BRIEF
Tally the lines that contain the string "this" and state that total without comment.

=== DATA SHOWN ===

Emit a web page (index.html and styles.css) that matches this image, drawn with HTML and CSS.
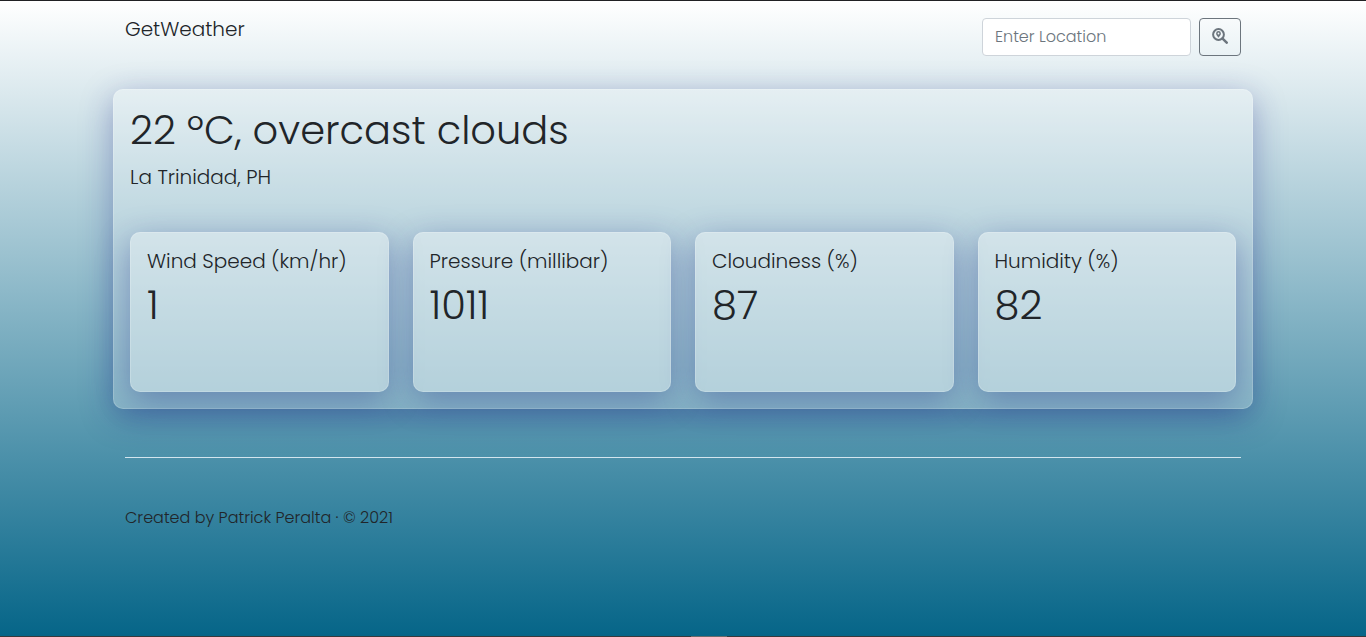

===
=== DATA SHOWN ===

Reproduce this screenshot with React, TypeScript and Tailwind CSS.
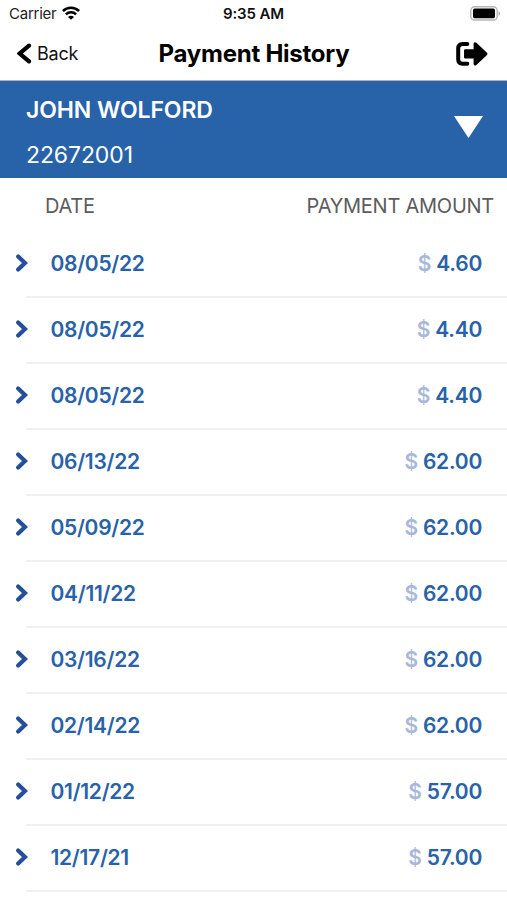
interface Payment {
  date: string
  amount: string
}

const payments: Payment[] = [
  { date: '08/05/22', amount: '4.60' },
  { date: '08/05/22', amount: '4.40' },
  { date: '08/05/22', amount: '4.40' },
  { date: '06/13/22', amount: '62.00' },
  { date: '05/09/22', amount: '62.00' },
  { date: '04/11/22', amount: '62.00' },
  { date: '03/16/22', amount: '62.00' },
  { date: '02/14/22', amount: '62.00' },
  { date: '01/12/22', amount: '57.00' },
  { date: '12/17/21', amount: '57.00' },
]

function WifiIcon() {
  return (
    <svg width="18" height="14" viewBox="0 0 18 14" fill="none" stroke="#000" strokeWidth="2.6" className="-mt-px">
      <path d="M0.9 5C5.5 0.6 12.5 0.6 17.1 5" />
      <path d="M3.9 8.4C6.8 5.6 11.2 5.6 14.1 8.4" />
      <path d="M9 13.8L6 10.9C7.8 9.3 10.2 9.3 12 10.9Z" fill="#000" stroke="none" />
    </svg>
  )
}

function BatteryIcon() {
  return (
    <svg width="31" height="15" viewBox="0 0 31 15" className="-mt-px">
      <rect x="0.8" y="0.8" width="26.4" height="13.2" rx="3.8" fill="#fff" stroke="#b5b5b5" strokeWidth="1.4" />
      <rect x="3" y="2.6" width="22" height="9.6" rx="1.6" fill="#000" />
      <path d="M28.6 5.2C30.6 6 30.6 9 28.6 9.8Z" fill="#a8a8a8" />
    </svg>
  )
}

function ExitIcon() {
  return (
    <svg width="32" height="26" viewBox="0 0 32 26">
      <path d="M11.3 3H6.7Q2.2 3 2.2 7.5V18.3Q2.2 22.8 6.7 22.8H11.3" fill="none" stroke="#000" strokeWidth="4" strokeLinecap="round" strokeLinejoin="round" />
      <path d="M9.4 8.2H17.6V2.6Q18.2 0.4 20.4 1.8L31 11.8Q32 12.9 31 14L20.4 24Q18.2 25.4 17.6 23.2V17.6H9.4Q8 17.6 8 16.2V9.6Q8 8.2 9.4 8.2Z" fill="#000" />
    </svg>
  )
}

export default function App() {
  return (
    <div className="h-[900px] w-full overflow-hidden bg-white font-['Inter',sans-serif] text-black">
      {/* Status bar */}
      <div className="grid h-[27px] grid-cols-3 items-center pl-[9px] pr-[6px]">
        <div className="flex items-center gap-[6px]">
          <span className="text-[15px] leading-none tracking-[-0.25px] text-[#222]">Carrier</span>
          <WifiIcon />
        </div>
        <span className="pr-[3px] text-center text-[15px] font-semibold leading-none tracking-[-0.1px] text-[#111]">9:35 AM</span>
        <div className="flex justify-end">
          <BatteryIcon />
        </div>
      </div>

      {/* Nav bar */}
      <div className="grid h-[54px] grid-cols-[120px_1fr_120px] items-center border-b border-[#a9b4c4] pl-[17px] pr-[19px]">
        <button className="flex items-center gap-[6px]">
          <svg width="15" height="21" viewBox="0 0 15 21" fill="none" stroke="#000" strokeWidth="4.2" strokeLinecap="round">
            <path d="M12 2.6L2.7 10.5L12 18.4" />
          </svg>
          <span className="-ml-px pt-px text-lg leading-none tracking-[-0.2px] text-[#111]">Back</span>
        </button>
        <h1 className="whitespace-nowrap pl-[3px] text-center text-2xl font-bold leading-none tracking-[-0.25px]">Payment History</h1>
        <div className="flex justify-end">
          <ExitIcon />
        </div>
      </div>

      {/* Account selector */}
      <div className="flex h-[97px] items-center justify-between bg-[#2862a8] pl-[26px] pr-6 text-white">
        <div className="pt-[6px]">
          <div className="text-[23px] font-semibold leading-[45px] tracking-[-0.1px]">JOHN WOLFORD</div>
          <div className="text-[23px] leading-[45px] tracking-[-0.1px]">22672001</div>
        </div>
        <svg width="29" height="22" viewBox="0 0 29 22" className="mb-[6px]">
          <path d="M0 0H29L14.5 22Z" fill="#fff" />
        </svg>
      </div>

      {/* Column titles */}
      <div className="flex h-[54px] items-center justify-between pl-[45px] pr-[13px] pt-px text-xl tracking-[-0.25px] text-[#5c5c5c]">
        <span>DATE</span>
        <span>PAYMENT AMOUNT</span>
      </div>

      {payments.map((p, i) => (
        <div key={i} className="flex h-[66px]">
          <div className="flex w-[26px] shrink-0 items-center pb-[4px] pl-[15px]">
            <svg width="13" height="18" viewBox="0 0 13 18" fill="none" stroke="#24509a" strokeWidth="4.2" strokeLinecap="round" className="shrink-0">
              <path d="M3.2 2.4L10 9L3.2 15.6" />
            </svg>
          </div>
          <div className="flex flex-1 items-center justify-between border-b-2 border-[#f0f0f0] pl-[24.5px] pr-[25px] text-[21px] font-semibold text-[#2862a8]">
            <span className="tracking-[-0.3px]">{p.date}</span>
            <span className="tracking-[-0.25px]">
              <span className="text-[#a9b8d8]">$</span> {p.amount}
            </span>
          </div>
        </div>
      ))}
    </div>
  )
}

===

WRITTEN REPLY
2